# Exercise requirements:
Copy every line that holds "styled".
▬▬▬▬▬▬
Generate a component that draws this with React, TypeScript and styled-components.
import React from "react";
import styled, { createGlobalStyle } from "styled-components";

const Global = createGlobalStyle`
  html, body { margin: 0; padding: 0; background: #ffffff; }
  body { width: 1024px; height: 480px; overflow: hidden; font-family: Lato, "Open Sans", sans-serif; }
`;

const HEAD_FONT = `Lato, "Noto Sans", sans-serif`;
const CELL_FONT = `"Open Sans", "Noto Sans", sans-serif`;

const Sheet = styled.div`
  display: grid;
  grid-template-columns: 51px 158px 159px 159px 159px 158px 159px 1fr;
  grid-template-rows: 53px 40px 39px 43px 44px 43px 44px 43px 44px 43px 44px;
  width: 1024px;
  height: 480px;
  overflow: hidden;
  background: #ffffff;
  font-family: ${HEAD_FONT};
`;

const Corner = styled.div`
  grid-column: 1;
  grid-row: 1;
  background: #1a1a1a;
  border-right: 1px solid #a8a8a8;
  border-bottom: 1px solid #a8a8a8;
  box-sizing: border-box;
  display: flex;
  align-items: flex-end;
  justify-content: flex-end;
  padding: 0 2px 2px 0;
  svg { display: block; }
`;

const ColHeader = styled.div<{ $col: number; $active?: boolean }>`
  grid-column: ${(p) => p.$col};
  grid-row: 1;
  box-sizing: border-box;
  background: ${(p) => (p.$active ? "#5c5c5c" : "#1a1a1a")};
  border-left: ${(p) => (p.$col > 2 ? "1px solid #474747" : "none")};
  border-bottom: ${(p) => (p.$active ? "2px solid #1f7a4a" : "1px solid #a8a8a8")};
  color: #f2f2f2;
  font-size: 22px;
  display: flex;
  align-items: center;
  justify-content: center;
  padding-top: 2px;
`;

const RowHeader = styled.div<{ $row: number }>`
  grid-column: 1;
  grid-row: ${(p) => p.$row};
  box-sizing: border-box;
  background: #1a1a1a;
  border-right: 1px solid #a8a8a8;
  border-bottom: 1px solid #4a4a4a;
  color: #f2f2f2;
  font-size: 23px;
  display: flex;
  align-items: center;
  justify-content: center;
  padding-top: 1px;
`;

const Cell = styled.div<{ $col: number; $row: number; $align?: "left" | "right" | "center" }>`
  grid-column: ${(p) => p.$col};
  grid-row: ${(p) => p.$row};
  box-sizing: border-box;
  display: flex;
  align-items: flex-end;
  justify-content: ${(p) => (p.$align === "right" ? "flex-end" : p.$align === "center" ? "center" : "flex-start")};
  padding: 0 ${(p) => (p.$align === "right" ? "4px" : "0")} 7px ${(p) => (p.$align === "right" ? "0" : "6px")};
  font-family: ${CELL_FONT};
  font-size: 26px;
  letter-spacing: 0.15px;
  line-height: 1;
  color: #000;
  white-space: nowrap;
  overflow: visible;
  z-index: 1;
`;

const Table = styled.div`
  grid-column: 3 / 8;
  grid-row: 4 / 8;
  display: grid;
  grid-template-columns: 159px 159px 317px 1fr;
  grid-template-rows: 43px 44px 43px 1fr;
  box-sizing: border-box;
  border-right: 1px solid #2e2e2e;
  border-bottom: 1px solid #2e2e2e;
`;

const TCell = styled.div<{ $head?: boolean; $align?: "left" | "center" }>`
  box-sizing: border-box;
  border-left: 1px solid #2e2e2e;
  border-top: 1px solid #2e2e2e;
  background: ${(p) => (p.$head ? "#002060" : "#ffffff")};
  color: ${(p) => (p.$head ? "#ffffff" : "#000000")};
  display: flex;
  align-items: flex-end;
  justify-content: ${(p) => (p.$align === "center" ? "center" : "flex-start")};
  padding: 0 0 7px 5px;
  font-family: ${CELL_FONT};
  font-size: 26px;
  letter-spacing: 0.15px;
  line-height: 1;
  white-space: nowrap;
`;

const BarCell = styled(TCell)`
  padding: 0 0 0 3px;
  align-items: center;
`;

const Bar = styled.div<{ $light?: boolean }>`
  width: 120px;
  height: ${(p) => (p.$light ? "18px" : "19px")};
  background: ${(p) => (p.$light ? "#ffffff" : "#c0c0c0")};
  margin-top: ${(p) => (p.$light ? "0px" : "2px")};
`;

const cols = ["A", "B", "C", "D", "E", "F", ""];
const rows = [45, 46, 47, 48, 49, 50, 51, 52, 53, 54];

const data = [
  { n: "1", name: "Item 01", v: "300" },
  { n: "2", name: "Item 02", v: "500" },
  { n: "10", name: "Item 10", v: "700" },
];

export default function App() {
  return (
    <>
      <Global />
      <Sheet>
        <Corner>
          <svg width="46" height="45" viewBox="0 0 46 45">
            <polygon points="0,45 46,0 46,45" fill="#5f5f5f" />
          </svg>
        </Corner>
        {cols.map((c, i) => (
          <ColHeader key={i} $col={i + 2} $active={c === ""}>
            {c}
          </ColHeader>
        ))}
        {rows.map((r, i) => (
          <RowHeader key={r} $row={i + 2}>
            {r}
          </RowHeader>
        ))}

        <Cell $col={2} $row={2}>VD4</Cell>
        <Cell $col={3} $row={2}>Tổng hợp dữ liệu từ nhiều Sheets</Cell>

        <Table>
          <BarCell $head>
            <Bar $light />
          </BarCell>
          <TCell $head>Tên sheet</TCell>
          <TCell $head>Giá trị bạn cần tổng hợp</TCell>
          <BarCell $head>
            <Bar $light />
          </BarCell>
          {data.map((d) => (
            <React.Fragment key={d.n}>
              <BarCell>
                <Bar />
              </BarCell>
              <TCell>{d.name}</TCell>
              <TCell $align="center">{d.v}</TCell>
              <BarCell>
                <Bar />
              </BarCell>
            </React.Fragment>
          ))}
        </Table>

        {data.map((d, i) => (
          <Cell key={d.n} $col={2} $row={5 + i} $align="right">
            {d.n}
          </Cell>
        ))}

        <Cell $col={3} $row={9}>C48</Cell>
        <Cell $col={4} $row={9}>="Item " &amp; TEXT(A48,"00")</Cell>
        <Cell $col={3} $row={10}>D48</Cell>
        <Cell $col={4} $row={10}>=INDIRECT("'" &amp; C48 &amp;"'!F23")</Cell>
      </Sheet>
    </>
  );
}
▬▬▬▬▬▬
# Full solution:
Generate a component that draws this with React, TypeScript and styled-components.
import styled, { createGlobalStyle } from "styled-components";
const Sheet = styled.div`
const Corner = styled.div`
const ColHeader = styled.div<{ $col: number; $active?: boolean }>`
const RowHeader = styled.div<{ $row: number }>`
const Cell = styled.div<{ $col: number; $row: number; $align?: "left" | "right" | "center" }>`
const Table = styled.div`
const TCell = styled.div<{ $head?: boolean; $align?: "left" | "center" }>`
const BarCell = styled(TCell)`
const Bar = styled.div<{ $light?: boolean }>`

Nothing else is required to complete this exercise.